### WHAT NEEDS TO BE DONE:
From the listing below, select every line where the word "React" appears.

### ENTRIES SUPPLIED:
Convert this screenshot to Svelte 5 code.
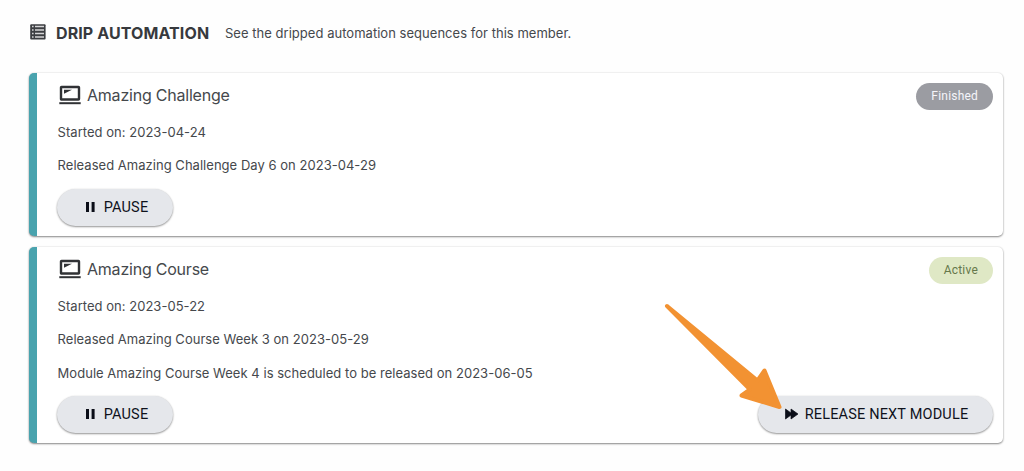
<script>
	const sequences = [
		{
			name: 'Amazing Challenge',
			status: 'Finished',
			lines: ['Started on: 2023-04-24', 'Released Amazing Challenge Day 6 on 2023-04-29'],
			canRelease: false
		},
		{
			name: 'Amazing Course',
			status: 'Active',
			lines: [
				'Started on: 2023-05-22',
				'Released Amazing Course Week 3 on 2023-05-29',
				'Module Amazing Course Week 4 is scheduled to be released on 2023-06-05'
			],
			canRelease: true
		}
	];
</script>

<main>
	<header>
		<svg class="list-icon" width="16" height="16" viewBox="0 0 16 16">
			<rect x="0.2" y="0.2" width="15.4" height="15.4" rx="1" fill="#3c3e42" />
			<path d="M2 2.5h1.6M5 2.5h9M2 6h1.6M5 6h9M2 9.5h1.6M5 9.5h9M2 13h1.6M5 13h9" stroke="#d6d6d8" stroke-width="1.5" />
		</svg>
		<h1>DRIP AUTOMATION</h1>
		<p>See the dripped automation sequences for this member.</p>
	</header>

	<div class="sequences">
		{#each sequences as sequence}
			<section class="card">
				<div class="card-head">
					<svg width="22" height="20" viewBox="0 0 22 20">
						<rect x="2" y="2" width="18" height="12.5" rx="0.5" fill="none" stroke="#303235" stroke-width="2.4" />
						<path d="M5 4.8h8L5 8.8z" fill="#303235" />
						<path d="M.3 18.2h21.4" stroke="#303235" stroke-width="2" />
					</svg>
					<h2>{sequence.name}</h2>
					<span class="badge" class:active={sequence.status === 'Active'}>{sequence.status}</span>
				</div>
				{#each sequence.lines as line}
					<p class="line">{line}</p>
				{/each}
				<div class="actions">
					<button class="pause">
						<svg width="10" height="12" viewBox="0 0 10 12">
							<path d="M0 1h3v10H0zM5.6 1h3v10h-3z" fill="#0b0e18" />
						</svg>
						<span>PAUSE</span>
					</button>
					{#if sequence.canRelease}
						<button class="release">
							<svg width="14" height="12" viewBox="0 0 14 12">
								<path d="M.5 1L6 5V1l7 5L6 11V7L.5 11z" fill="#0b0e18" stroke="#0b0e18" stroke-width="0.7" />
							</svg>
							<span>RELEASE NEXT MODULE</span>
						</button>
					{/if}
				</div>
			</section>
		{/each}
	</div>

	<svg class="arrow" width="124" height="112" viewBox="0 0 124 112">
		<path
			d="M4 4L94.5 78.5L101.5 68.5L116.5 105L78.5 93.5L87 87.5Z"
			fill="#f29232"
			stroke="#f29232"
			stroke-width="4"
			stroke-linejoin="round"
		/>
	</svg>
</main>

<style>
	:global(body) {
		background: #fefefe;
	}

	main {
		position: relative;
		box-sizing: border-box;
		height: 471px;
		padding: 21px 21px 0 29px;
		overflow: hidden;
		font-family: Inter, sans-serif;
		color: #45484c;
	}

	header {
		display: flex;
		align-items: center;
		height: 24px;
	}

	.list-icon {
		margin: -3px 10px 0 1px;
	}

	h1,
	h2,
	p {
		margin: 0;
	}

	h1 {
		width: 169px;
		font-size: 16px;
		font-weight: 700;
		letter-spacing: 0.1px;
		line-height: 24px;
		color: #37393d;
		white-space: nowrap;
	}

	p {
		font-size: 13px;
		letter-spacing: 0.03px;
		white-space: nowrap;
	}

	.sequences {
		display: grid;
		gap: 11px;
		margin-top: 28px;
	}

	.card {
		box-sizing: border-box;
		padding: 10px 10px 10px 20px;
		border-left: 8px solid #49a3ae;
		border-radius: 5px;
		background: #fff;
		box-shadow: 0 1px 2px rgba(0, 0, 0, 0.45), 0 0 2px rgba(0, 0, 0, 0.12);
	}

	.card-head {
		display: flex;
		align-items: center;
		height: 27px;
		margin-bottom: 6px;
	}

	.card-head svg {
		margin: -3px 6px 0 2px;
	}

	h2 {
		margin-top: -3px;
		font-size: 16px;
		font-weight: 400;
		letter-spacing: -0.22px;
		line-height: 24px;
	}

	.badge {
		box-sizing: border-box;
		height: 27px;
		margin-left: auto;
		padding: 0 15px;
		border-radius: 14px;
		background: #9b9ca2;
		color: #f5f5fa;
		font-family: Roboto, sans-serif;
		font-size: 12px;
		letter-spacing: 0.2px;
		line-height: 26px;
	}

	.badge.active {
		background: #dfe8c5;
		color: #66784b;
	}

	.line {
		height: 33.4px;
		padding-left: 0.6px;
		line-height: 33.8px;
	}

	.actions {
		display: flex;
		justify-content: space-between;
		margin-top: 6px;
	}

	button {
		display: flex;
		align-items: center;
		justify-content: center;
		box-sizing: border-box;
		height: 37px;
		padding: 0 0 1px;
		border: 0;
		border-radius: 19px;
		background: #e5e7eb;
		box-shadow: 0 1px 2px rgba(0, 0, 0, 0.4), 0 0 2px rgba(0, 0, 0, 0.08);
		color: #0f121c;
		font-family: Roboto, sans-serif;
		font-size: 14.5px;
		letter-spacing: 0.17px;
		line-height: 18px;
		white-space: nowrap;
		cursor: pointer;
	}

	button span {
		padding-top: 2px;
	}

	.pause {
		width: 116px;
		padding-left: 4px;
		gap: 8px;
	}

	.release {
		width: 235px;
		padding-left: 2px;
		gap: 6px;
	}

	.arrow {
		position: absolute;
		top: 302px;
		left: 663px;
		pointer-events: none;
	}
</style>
...
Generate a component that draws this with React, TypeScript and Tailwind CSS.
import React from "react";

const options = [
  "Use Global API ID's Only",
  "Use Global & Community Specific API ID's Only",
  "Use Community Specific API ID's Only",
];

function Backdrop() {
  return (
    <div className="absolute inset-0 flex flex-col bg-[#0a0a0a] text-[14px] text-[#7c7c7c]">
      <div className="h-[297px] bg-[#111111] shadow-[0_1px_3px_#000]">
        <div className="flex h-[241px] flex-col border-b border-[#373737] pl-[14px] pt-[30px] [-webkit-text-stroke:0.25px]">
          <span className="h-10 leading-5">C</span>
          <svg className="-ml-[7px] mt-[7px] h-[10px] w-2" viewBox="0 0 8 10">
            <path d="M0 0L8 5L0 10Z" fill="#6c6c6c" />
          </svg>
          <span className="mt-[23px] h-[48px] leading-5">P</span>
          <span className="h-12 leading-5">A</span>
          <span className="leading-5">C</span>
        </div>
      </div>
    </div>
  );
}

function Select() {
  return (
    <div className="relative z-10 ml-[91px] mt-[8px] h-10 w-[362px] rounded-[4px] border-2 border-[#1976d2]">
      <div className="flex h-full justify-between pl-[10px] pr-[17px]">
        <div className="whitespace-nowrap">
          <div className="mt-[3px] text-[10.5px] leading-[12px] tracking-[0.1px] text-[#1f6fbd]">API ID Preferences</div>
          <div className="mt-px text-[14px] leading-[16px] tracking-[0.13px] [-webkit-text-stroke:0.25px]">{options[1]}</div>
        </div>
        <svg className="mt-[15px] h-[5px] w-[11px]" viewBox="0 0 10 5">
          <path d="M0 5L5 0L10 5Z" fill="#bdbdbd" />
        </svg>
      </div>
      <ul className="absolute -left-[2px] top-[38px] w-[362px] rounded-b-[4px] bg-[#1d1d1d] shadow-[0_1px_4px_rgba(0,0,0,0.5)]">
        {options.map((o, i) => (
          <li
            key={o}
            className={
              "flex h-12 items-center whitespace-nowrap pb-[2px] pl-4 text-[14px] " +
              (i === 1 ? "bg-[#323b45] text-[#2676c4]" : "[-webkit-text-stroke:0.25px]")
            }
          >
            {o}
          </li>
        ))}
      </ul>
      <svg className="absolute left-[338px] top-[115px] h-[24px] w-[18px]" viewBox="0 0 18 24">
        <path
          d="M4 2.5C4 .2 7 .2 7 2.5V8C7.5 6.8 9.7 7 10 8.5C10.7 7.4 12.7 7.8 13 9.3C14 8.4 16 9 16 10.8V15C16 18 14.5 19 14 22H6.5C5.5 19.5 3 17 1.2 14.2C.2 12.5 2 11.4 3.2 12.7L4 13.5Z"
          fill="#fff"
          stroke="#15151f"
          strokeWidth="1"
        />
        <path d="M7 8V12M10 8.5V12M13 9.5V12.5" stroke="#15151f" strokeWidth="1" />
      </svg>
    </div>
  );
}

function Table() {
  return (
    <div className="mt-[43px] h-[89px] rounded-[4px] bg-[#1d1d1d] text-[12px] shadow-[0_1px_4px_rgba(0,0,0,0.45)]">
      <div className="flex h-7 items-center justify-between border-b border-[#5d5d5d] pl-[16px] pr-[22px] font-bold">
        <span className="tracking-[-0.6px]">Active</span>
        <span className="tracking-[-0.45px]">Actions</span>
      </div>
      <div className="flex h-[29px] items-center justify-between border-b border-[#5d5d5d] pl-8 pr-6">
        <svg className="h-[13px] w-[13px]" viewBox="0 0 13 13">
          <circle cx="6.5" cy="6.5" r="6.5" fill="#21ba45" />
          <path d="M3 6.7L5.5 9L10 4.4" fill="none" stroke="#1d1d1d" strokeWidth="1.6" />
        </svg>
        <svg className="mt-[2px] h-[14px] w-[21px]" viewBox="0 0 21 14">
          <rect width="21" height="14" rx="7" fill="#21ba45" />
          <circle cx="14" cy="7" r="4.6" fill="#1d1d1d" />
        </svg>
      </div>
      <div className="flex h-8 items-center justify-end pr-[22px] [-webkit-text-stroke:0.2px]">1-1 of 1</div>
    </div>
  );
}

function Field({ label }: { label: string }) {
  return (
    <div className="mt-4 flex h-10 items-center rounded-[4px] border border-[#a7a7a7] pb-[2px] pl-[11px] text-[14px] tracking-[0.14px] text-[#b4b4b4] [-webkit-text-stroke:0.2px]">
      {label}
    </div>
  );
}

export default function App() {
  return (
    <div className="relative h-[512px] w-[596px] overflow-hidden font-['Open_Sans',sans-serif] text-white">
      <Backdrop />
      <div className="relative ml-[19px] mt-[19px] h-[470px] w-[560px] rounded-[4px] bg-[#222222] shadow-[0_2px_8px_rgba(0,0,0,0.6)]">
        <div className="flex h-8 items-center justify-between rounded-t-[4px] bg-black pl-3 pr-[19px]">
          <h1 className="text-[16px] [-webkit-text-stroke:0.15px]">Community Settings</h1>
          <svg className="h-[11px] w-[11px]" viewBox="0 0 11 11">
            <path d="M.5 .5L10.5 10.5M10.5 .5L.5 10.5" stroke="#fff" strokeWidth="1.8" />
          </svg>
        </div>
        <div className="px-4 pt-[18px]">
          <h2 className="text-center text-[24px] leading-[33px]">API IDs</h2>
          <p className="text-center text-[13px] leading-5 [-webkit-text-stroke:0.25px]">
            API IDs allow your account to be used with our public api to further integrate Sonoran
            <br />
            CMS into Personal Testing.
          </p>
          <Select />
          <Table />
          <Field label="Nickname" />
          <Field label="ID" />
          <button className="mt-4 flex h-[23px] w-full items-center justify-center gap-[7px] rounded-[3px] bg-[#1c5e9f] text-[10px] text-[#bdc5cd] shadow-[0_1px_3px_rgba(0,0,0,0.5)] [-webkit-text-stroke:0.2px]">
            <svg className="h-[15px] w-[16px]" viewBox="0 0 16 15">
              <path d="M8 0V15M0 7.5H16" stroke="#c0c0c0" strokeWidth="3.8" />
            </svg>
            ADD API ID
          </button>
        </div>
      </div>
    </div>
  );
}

### FINAL RESULT:
Generate a component that draws this with React, TypeScript and Tailwind CSS.
import React from "react";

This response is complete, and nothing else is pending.